> _DATA PROVIDED_
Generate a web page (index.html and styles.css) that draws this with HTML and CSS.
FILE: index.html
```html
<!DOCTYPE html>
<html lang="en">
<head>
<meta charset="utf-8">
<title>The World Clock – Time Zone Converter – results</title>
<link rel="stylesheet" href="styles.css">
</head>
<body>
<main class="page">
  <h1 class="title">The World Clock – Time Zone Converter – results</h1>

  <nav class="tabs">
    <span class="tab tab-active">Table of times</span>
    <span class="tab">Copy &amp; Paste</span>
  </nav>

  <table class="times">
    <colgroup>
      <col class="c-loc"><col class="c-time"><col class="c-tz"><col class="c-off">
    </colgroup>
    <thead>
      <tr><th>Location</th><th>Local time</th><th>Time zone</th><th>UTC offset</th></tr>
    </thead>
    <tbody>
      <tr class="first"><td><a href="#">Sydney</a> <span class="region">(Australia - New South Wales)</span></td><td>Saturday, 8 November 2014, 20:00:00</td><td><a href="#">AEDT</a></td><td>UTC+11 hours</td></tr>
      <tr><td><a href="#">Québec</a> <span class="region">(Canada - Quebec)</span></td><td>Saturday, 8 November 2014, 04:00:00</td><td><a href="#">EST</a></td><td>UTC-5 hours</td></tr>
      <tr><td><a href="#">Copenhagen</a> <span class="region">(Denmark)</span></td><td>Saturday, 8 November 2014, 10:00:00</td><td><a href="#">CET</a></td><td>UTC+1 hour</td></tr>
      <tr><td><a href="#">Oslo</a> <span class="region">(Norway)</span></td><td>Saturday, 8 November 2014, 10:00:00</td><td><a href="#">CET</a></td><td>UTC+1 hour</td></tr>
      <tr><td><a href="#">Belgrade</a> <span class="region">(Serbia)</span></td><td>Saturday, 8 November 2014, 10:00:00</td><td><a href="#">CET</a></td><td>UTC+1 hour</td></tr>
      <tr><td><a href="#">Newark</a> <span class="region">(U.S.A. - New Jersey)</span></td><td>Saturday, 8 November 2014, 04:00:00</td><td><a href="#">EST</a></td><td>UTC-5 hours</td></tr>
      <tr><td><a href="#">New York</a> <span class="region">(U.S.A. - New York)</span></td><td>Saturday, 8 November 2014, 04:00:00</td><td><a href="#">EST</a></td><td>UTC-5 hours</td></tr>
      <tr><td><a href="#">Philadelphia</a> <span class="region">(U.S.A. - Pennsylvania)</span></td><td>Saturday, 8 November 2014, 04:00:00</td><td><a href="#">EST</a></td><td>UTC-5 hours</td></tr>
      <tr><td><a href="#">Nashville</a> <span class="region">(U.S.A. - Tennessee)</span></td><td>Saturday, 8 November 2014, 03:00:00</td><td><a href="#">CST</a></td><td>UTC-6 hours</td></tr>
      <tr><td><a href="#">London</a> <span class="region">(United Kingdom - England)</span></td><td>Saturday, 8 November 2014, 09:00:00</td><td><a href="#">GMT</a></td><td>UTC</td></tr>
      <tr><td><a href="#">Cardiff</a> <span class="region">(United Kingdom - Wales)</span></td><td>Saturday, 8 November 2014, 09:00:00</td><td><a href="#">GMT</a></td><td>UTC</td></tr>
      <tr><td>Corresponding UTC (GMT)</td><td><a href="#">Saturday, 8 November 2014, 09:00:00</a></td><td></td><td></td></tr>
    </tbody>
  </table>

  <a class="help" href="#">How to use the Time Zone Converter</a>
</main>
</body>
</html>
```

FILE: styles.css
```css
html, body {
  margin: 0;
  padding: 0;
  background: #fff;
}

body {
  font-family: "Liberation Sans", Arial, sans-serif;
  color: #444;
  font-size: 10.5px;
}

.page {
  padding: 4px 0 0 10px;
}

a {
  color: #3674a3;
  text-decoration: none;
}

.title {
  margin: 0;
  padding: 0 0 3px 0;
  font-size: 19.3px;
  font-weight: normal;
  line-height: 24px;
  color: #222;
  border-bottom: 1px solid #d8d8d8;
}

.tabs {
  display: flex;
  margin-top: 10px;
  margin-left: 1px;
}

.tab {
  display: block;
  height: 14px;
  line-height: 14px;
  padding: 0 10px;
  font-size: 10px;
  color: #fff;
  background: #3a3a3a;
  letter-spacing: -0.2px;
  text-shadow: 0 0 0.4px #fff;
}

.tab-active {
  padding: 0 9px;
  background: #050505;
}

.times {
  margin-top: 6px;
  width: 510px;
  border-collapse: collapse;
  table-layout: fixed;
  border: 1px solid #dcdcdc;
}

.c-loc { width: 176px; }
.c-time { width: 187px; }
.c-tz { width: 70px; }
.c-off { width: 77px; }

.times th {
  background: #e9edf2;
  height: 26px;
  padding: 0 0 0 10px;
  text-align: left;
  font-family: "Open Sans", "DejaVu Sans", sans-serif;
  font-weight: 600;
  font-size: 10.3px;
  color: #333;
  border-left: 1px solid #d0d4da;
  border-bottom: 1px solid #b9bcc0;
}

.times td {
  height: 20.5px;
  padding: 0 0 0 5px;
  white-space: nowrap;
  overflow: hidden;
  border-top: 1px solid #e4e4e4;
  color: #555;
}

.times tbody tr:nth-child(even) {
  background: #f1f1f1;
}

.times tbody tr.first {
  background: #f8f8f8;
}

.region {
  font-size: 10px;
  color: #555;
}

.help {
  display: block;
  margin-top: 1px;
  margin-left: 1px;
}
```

> _WHAT IS EXPECTED_
Your task is to pick out every line with the string "page" and copy it.

> _THE SOLUTION_
Generate a web page (index.html and styles.css) that draws this with HTML and CSS.
<main class="page">
.page {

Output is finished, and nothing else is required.